Helpful Hints for Men's Health Month
● By Family Features
The month of June means more than just dusting off the patio furniture and planning for summer activities. It is also Men's Health Month, created to raise awareness of preventable health problems and encourage early disease detection among men and boys.
Heart disease and stroke are the nation's leading causes of death in men. An estimated 935,000 heart attacks and 795,000 strokes occur each year, yet according to the Centers for Disease Control and Prevention, they are among the most preventable.
Experts agree diet and exercise are keys to leading a healthy lifestyle and avoiding health problems such as heart disease and prostate cancer.
Merrill Moses, a three-time United States Olympian and medal winner in water polo, is an advocate for men's health topics. In 2016, Moses celebrated his 20th year as a member of the U.S. water polo men’s national team.
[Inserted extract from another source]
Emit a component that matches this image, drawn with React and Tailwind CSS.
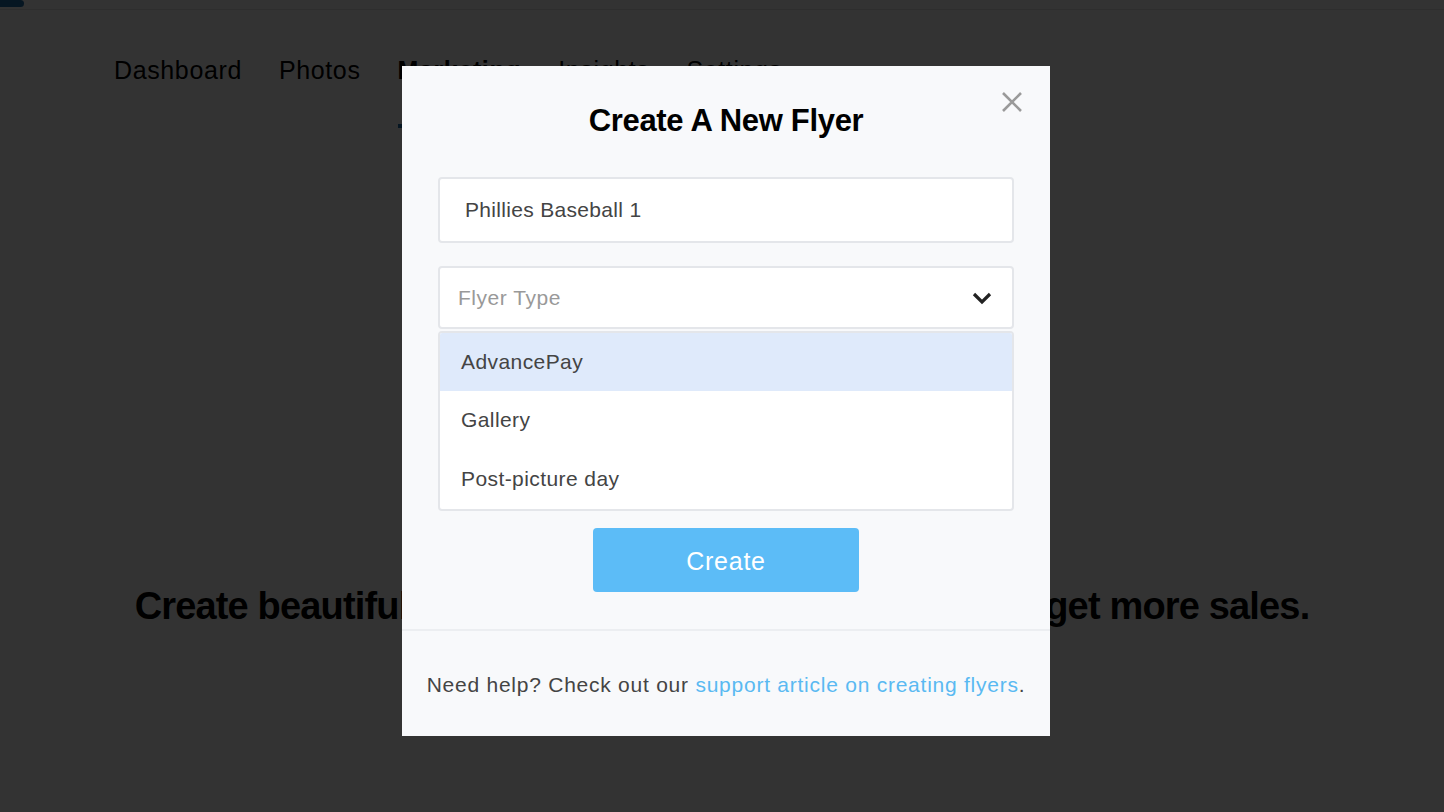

Still Olympic strong in his 40s, Moses shares his diet and exercise tips for superb men's health, particularly later in life:
- Exercise 30 minutes each day – no excuses. Don't forget to stretch before each workout, and when you wake up every morning.
- Try new workouts that you find fun and enjoyable. Swimming is a great exercise because it's non-weight bearing and easy on the body. Other exercises like pilates improve your core, keep you flexible and don’t put added stress on the body.
- Drink a minimum of eight glasses of water per day and stay away from soda, sports drinks and added sugar.
- Rely on healthy snacks to get you through the day. Moses snacks on pistachios to not only avoid being hungry but also because they’re a tasty way to add certain nutrients to his diet and stay energized throughout the day.
A number of nutrition experts agree with Moses’s recommendation of pistachios as a beneficial snack, including noted dietitian Becci Twombley, director of sports nutrition at the University of Southern California. Twombley, who coaches nutrition to 650 Trojan athletes and acts as sports nutrition consultant to the Los Angeles Angels of Anaheim baseball team, sees a variety of health advantages linked to pistachios.
“Pistachios have a wealth of nutrients and bioactive substances that are important for a healthy heart, including fiber, potassium, phytosterols and antioxidants,” Twombley said. “So they're definitely a great low-calorie food for anyone looking to improve his health.”
Pistachios have also been linked to a number of additional health benefits according to clinical trials and medical journals. The phytosterols found in pistachios have been shown to lower blood cholesterol levels, improve urinary tract symptoms and contribute to a healthy prostate. In addition, research shows that potassium-rich pistachios may help lower blood pressure and preserve muscle in older adults.